As The Sun’s “Letter From the Editor” (October 3, 2024) makes clear, Measure J is already well on the way to achieving its “real purpose”, exposing the “major state of denial” driving opposition to this youth-led initiative. Measure J forces privileged members of my older generation to confront our inherited ethical blind spots, our increasingly catastrophic environmental excesses, and our “self-righteous little beef-eater” hypocrisies. On November 5 we have a choice to make. We will either live up to our personal values and reject the ag-systemic failings that Measure J begins to confront, or like Editor Bolling take this all too personally, and attempt to justify our votes with a Nuremberg-like defense: “I’m not ready to stop. And I’m not alone.”

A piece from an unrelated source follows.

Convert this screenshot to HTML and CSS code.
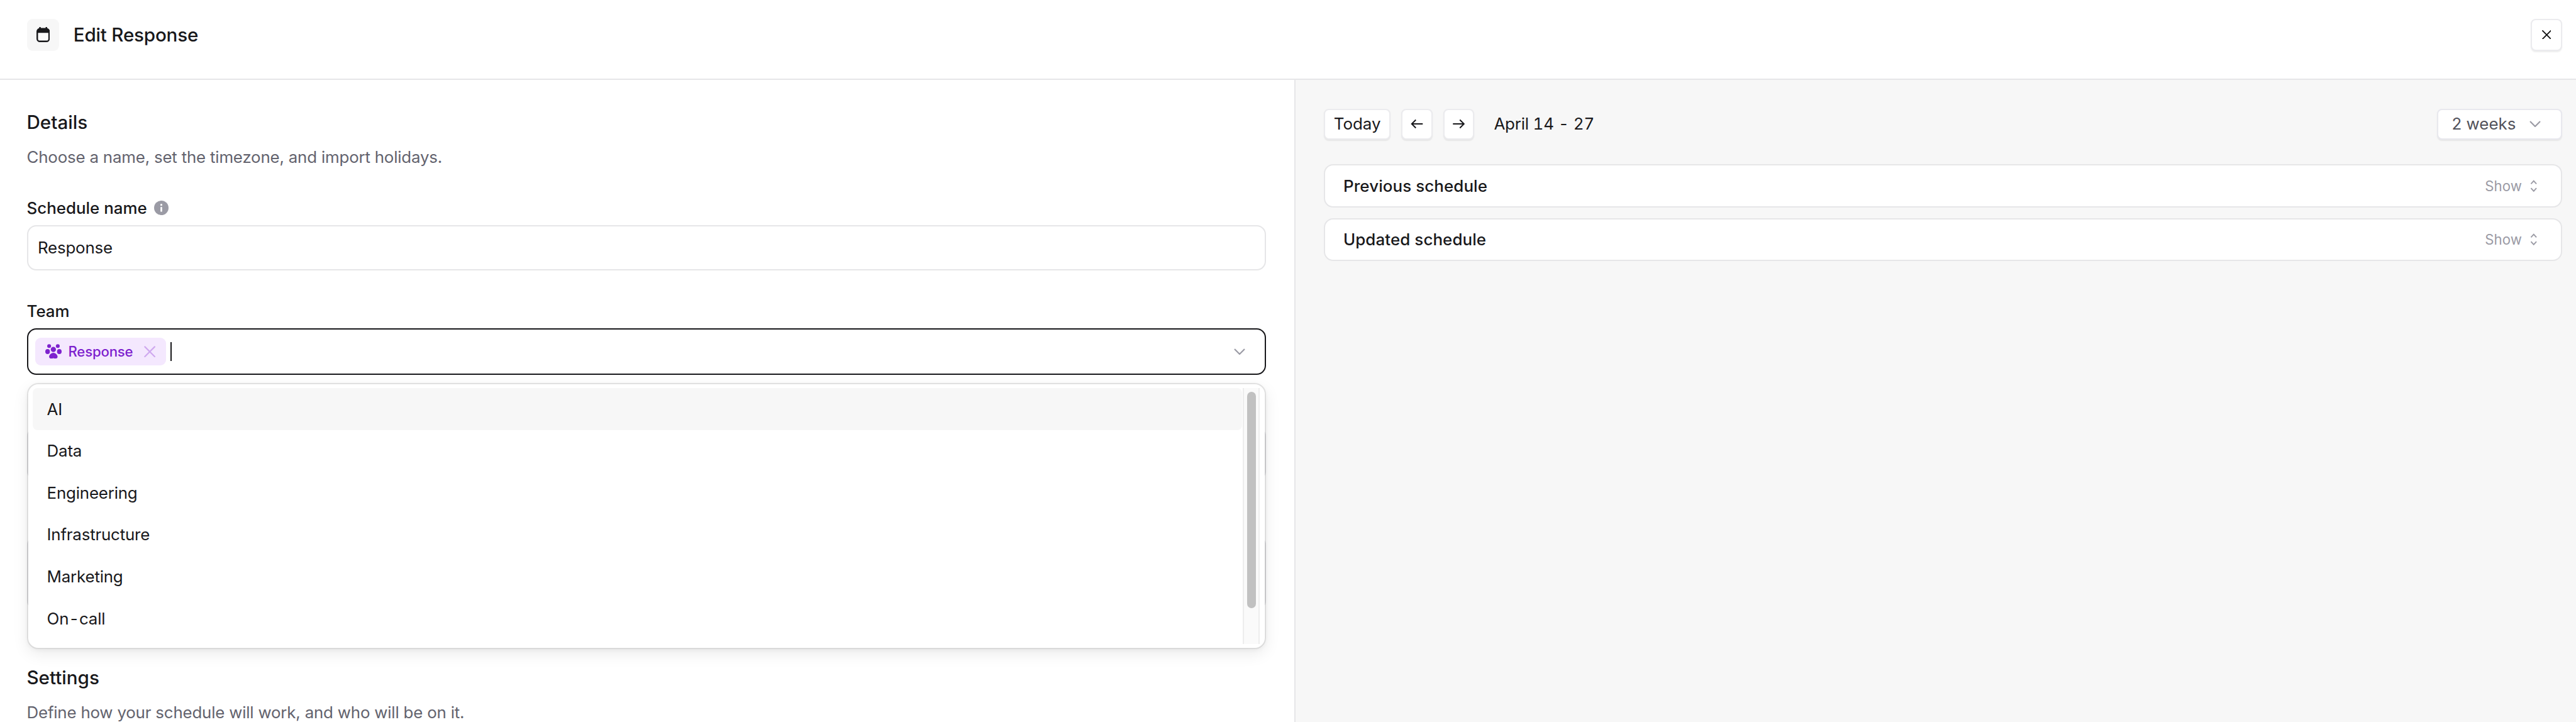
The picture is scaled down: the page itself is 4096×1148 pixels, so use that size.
FILE: index.html
```html
<!DOCTYPE html>
<html lang="en">
<head>
  <meta charset="UTF-8" />
  <meta name="viewport" content="width=device-width, initial-scale=1.0"/>
  <title>Edit Response</title>
  <link rel="stylesheet" href="styles.css">
</head>
<body>
  <header class="top">
    <div class="top-title">
      <div class="cal-box">
        <svg class="cal-icon" viewBox="0 0 23 26">
          <path d="M6 0.5V5M17 0.5V5" stroke="#18181b" stroke-width="2.6" stroke-linecap="round"/>
          <rect x="1.3" y="3" width="20.4" height="21.7" rx="4.5" fill="#fafafa" stroke="#18181b" stroke-width="2.6"/>
          <path d="M1.3 10V7.5A4.5 4.5 0 0 1 5.8 3H17.2A4.5 4.5 0 0 1 21.7 7.5V10Z" fill="#18181b"/>
        </svg>
      </div>
      <h1>Edit Response</h1>
    </div>
    <button class="btn close-btn">
      <svg class="close-icon" viewBox="0 0 16 16"><path d="M1 1L15 15M15 1L1 15" stroke="#111" stroke-width="2" stroke-linecap="round"/></svg>
    </button>
  </header>

  <main class="main">
    <section class="form-panel">
      <h2>Details</h2>
      <p class="sub">Choose a name, set the timezone, and import holidays.</p>

      <div class="label">
        Schedule name
        <svg class="info-icon" viewBox="0 0 24 24">
          <circle cx="12" cy="12" r="12" fill="#9b9ba5"/>
          <circle cx="12" cy="7" r="1.7" fill="#fff"/>
          <rect x="10.6" y="10.5" width="2.8" height="8" rx="1" fill="#fff"/>
        </svg>
      </div>
      <div class="field">Response</div>

      <div class="label team-label">Team</div>
      <div class="team-select">
        <div class="field field-active">
          <span class="tag">
            <svg class="paw-icon" viewBox="0 0 85 76">
              <circle cx="20" cy="10" r="10"/>
              <circle cx="65" cy="10" r="10"/>
              <circle cx="42" cy="28" r="13.5"/>
              <ellipse cx="12" cy="39" rx="12" ry="13"/>
              <ellipse cx="73" cy="39" rx="12" ry="13"/>
              <path d="M42 45C53 45 64 56 64 65C64 77 50 76 42 73C34 76 20 77 20 65C20 56 31 45 42 45Z"/>
            </svg>
            <span>Response</span>
            <svg class="tag-x" viewBox="0 0 20 20"><path d="M1.5 1.5L18.5 18.5M18.5 1.5L1.5 18.5" stroke="#cfa9ef" stroke-width="2.4" stroke-linecap="round"/></svg>
          </span>
          <span class="caret"></span>
          <svg class="chevron team-chevron" viewBox="0 0 18 10"><path d="M1 1L9 9L17 1" fill="none" stroke="#9b9ba5" stroke-width="2.2"/></svg>
        </div>

        <div class="dropdown">
          <div class="option-list">
            <div class="option option-hover">AI</div>
            <div class="option">Data</div>
            <div class="option">Engineering</div>
            <div class="option">Infrastructure</div>
            <div class="option">Marketing</div>
            <div class="option">On<span class="dash">-</span>call</div>
          </div>
          <div class="scroll-track"><div class="scroll-thumb"></div></div>
        </div>
      </div>

      <!-- fields behind the open dropdown, only their edges show -->
      <div class="under-field under-a"></div>
      <div class="under-field under-b"></div>

      <h2 class="settings">Settings</h2>
      <p class="sub">Define how your schedule will work, and who will be on it.</p>
    </section>

    <section class="preview-panel">
      <div class="toolbar">
        <button class="btn today-btn">Today</button>
        <button class="btn arrow-btn">
          <svg class="arrow-icon" viewBox="0 0 20 16"><path d="M19 8H2M8 1.5L1.5 8L8 14.5" fill="none" stroke="#18181b" stroke-width="2"/></svg>
        </button>
        <button class="btn arrow-btn">
          <svg class="arrow-icon" viewBox="0 0 20 16"><path d="M1 8H18M12 1.5L18.5 8L12 14.5" fill="none" stroke="#18181b" stroke-width="2"/></svg>
        </button>
        <span class="date-range">April 14 <span class="dash">-</span> 27</span>
        <button class="btn weeks-btn">
          2 weeks
          <svg class="chevron" viewBox="0 0 18 10"><path d="M1 1L9 9L17 1" fill="none" stroke="#9b9ba5" stroke-width="2.2"/></svg>
        </button>
      </div>

      <div class="schedule-card">
        <span>Previous schedule</span>
        <span class="show">Show
          <svg class="updown-icon" viewBox="0 0 12 20"><path d="M1.5 6.5L6 1.5L10.5 6.5M1.5 13.5L6 18.5L10.5 13.5" fill="none" stroke="#9b9ba5" stroke-width="2"/></svg>
        </span>
      </div>
      <div class="schedule-card">
        <span>Updated schedule</span>
        <span class="show">Show
          <svg class="updown-icon" viewBox="0 0 12 20"><path d="M1.5 6.5L6 1.5L10.5 6.5M1.5 13.5L6 18.5L10.5 13.5" fill="none" stroke="#9b9ba5" stroke-width="2"/></svg>
        </span>
      </div>
    </section>
  </main>
</body>
</html>
```

FILE: styles.css
```css
* {
  box-sizing: border-box;
}

html, body {
  margin: 0;
  height: 1148px;
  overflow: hidden;
}

body {
  background-color: #fff;
  color: #18181b;
  font-family: Inter, "Liberation Sans", sans-serif;
  font-size: 25.9px;
  line-height: 36px;
  letter-spacing: -0.2px;
}

.top {
  height: 127px;
  display: flex;
  justify-content: space-between;
  align-items: flex-start;
  padding: 29.6px 22px 0 42.5px;
  border-bottom: 2px solid #e6e6e8;
}

.top-title {
  display: flex;
  align-items: center;
  gap: 22.5px;
}

.cal-box {
  width: 51.8px;
  height: 51.8px;
  display: flex;
  align-items: center;
  justify-content: center;
  background-color: #f7f7f7;
  border-radius: 9px;
}

.cal-icon {
  width: 21.3px;
  height: 24px;
}

h1 {
  margin: 0;
  font-size: 29.6px;
  font-weight: 500;
  line-height: 36px;
}

.btn {
  display: flex;
  align-items: center;
  justify-content: center;
  padding: 0;
  background-color: #fff;
  border: 2px solid #ebebee;
  border-radius: 8px;
  box-shadow: 0 1.5px 2px rgba(0, 0, 0, 0.07);
  color: #18181b;
  font: inherit;
  letter-spacing: 0;
}

.close-btn {
  width: 50px;
  height: 51px;
}

.close-icon {
  width: 14.8px;
  height: 14.8px;
}

.main {
  display: flex;
  height: 1021px;
}

.form-panel {
  flex: none;
  width: 2060px;
  padding: 49px 45.5px 0 42.5px;
  border-right: 2px solid #e6e6e8;
}

h2 {
  margin: 0;
  font-size: 29.6px;
  font-weight: 500;
  line-height: 36px;
  letter-spacing: 0;
}

.sub {
  margin: 19.75px 0 0;
  color: #63636e;
}

.label {
  display: flex;
  align-items: center;
  gap: 11px;
  margin-top: 45px;
  font-weight: 500;
  letter-spacing: 0;
}

.team-label {
  margin-top: 46.5px;
}

.info-icon {
  width: 23px;
  height: 23px;
}

.field {
  display: flex;
  align-items: center;
  height: 72px;
  margin-top: 9.5px;
  padding: 0 15.5px;
  border: 2px solid #e6e6e8;
  border-radius: 14.8px;
}

.team-select {
  position: relative;
  margin-top: 9.6px;
}

.field-active {
  height: 73.5px;
  margin-top: 0;
  padding: 0 31px 0 11px;
  border-color: #18181b;
}

.tag {
  display: flex;
  align-items: center;
  width: 208px;
  height: 43.8px;
  padding: 0 16.6px 0 16.4px;
  background-color: #f4e8fe;
  border-radius: 9px;
  color: #7e22ce;
  font-size: 22.2px;
  font-weight: 450;
}

.paw-icon {
  width: 26px;
  height: 23.5px;
  margin-right: 10.6px;
  fill: #7e22ce;
}

.tag-x {
  width: 18.3px;
  height: 18.3px;
  margin-left: auto;
}

.caret {
  width: 2px;
  height: 29.5px;
  margin-left: 7.7px;
  background-color: #18181b;
}

.chevron {
  width: 18px;
  height: 10px;
}

.team-chevron {
  margin-left: auto;
}

.dropdown {
  position: absolute;
  top: calc(100% + 13.2px);
  left: 0;
  right: 0;
  z-index: 2;
  display: flex;
  height: 422.8px;
  padding: 6.3px 7.3px 5.5px;
  background-color: #fff;
  background-clip: padding-box;
  border: 2px solid rgba(0, 0, 0, 0.1);
  border-radius: 18px;
  box-shadow: 0 8px 24px rgba(0, 0, 0, 0.08), 0 2px 6px rgba(0, 0, 0, 0.04);
}

.option-list {
  flex: 1;
  padding-right: 1px;
}

.option {
  display: flex;
  align-items: center;
  height: 66.6px;
  padding-left: 22.8px;
  border-radius: 8px;
  white-space: pre;
}

.option-hover {
  height: 66.4px;
  margin-bottom: 0.2px;
  background-color: #f7f7f7;
}

.dash {
  margin: 0 2.5px;
}

.scroll-track {
  flex: none;
  width: 26.8px;
  padding: 5.6px 4.7px 0;
  background-color: #fafafa;
  border-left: 2px solid #ededed;
  border-right: 2px solid #ededed;
}

.scroll-thumb {
  height: 344px;
  background-color: #c1c1c1;
  border-radius: 7.4px;
}

.under-field {
  border: 2px solid #e4e4e7;
  border-radius: 14.8px;
}

.under-a {
  height: 85px;
  margin-top: 83px;
}

.under-b {
  height: 118px;
  margin-top: 88px;
}

.settings {
  margin-top: 89.1px;
}

.preview-panel {
  flex: 1;
  padding: 45.7px 22.5px 0 45px;
  background-color: #f7f7f7;
}

.toolbar {
  display: flex;
  align-items: center;
  margin-bottom: 39.5px;
}

.today-btn {
  width: 106.4px;
  height: 49.3px;
  margin-right: 17px;
}

.arrow-btn {
  width: 49.5px;
  height: 49.3px;
  margin-right: 17px;
}

.arrow-icon {
  width: 20.5px;
  height: 16px;
}

.date-range {
  margin-left: 14px;
  font-variant-numeric: tabular-nums;
}

.date-range .dash {
  margin: 0 0.5px;
}

.weeks-btn {
  justify-content: space-between;
  width: 199px;
  height: 49.3px;
  margin-left: auto;
  padding: 0 31.5px 0 22px;
  border-color: #e8e8ee;
  color: #52525b;
}

.schedule-card {
  display: flex;
  align-items: center;
  justify-content: space-between;
  height: 68.5px;
  margin-bottom: 16.9px;
  padding: 0 37px 0 29px;
  background-color: #fff;
  border: 2px solid #e6e6e8;
  border-radius: 14.8px;
  font-weight: 450;
  letter-spacing: 0.1px;
}

.show {
  display: flex;
  align-items: center;
  gap: 13px;
  color: #9b9ba5;
  font-size: 22.2px;
  font-weight: 400;
}

.updown-icon {
  width: 11.5px;
  height: 19.5px;
}
```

“No” is a vote for the past. Vote “Yes on J” for our children’s future.
💯 agree!
I wanted to write a comment, but you said it all so perfectly!
I hope a lot of people will read your comment.
Thank you for putting things in perspective!
“The region’s rural heritage and progressive politics will collide next month when Sonoma County residents vote on a first-of-its-kind ballot measure…
It’s poised to generate the highest campaign spending of any ballot measure in Sonoma County history, with about $2 million in contributions made for and against — the vast majority of which has been spent by industry in opposition.”